Input string "{regexp-1.2}" and RE "([a-z0-9.-]+)" match: "{regexp"
Input string "{regexp-1.2}" and RE "([a-z0-9\-]+)" match: "regexp-1"
Input string "{regexp-1.2}" and RE "([a-z0-9\.]+)" match: "regexp"
Input string "{regexp-1.2}" and RE "([a-z0-9\.\-]+)" match: "regexp-1"
Input string "{regexp-1.2}" and RE "([a-z0-9.\-]+)" match: "regexp-1"
Input string "{regexp-1.2}" and RE "([a-z0-9\.-]+)" match: "{regexp"

Some strange results and none of them gives "regexp-1.2"!

This is the JSP-code, so you can try it yourself:

<%@ page import="org.apache.regexp.*" %>

<%!
JspWriter JspOut;

public void reTest( String in, String re ) throws java.io.IOException, 
org.apache.regexp.RESyntaxException {
        JspOut.print( "Input string \""+in+"\" and RE \""+re+"\" match: ");
        RE testRe = new RE(re);
        if ( testRe.match( in ) )
                JspOut.print( "\""+testRe.getParen(1)+"\"" );
        else
                JspOut.print( "no match" );
        JspOut.print("<br>");
}
%>

<%
JspOut = out;
String s = "{regexp-1.2}";

reTest( s, "([a-z0-9]+)" );
reTest( s, "([a-z0-9-]+)" );
reTest( s, "([a-z0-9.]+)" );
reTest( s, "([a-z0-9.-]+)" );
reTest( s, "([a-z0-9\\-]+)" );
reTest( s, "([a-z0-9\\.]+)" );
reTest( s, "([a-z0-9\\.\\-]+)" );
reTest( s, "([a-z0-9.\\-]+)" );
reTest( s, "([a-z0-9\\.-]+)" );
%>
Comment 1 Edwin Martin 2001-06-21 14:29:54 UTC
Here's an contribution to general@jakarta.apache.org,
subject "What are we doing in regards to JDK 1.4?".

It contains untested fixes.

At 09:42 21-6-2001 -0700, Jon wrote:
Edwin,

on 6/21/01 7:16 AM, "Edwin Martin" <edwin@bitstorm.nl> wrote:

- > org.apache.regexp 1.2 is pretty much broken.

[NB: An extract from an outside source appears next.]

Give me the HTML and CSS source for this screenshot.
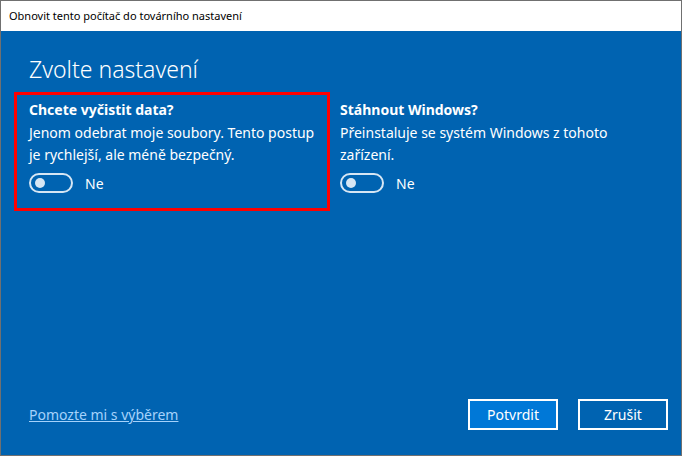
FILE: index.html
```html
<html>
    <head>
        <meta charset="utf-8">
        <title>Obnovit tento počítač</title>
        <link rel="stylesheet" href="styles.css">
    </head>
    <body>
        <div id="window">
            <div id="titlebar">Obnovit tento počítač do továrního nastavení</div>

            <div id="content">
                <h1 class="heading">Zvolte nastavení</h1>

                <div class="options">
                    <div class="option selected">
                        <div class="optionTitle">Chcete vyčistit data?</div>
                        <div class="optionText">Jenom odebrat moje soubory. Tento postup je rychlejší, ale méně bezpečný.</div>
                        <div class="toggleRow">
                            <span class="toggle"><span class="knob"></span></span>
                            <span class="toggleLabel">Ne</span>
                        </div>
                    </div>

                    <div class="option">
                        <div class="optionTitle">Stáhnout Windows?</div>
                        <div class="optionText">Přeinstaluje se systém Windows z tohoto zařízení.</div>
                        <div class="toggleRow">
                            <span class="toggle"><span class="knob"></span></span>
                            <span class="toggleLabel">Ne</span>
                        </div>
                    </div>
                </div>

                <div id="footer">
                    <a class="helpLink" href="#">Pomozte mi s výběrem</a>
                    <div class="buttons">
                        <button class="button primary">Potvrdit</button>
                        <button class="button">Zrušit</button>
                    </div>
                </div>
            </div>
        </div>
    </body>
</html>
```

FILE: styles.css
```css
body {
    margin: 0;
    font-family: "Noto Sans", "Liberation Sans", sans-serif;
}

#window {
    width: 682px;
    height: 456px;
    box-sizing: border-box;
    border: 1px solid #707070;
    display: flex;
    flex-direction: column;
}

#titlebar {
    height: 30px;
    line-height: 29px;
    padding-left: 8px;
    background-color: #ffffff;
    color: #000000;
    font-size: 11px;
}

#content {
    flex: 1;
    background-color: #0063b1;
    color: #ffffff;
    display: flex;
    flex-direction: column;
    padding: 0 13px 25px 13px;
}

.heading {
    margin: 20px 0 0 15px;
    font-size: 23px;
    font-weight: 300;
    line-height: 36px;
}

.options {
    display: flex;
    gap: 10px;
    margin-top: 5px;
}

.option {
    width: 300px;
    padding: 8px 0 15px 0;
}

.option.selected {
    width: 286px;
    padding: 5px 12px 15px 12px;
    border: 3px solid #ff0000;
}

.optionTitle {
    font-size: 14px;
    font-weight: 700;
    line-height: 20px;
}

.optionText {
    margin-top: 2px;
    font-size: 14px;
    line-height: 22px;
}

.toggleRow {
    display: flex;
    align-items: center;
    margin-top: 7px;
}

.toggle {
    width: 44px;
    height: 20px;
    box-sizing: border-box;
    border: 2px solid #d6e6f4;
    border-radius: 10px;
    display: flex;
    align-items: center;
    padding-left: 4px;
}

.knob {
    width: 10px;
    height: 10px;
    border-radius: 50%;
    background-color: #d6e6f4;
}

.toggleLabel {
    margin-left: 12px;
    font-size: 14px;
}

#footer {
    margin-top: auto;
    display: flex;
    align-items: center;
    justify-content: space-between;
    padding-left: 15px;
}

.helpLink {
    color: #a5d2fb;
    font-size: 14px;
}

.buttons {
    display: flex;
    gap: 20px;
}

.button {
    width: 90px;
    height: 31px;
    border: 2px solid #ffffff;
    background-color: transparent;
    color: #ffffff;
    font-family: "Noto Sans", "Liberation Sans", sans-serif;
    font-size: 14px;
}

.button.primary {
    background-color: #0078d7;
}
```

It has some
- > major flaws since 1.0 and they are still not addressed.
- > 
- > See http://nagoya.betaversion.org/bugzilla/buglist.cgi?product=Regexp
- > for a list of bugs (BTW none of them is assigned).
- 
- Sending in bug reports doesn't get the problems fixed. This is a community
- of VOLUNTEERS. You can't just magically put in a bug report and then someone
- is going to jump up and fix it...you have to submit patches or try to nicely
- motivate people to fix it for you.
- 
- <http://jakarta.apache.org/site/understandingopensource.html>
-
- "With the opensource system, if you find any deficiency in the project, the
- onus is on you to redress that deficiency."

I thought submitting bug reports is also an important
way to support Open Source.

Well, I looked at the regexp-code and saw one of the bugs:

RECompiler.java, line 664:

                   // Premature end of range. define up to Character.MAX_VALUE
                    if ((idx + 1) < len && pattern.charAt(++idx) == ']')
                    {
                        simpleChar = Character.MAX_VALUE;
                        break;
                    }

The code makes any minus a range.

The RE "[a-]" becomes "the character a and anything after it".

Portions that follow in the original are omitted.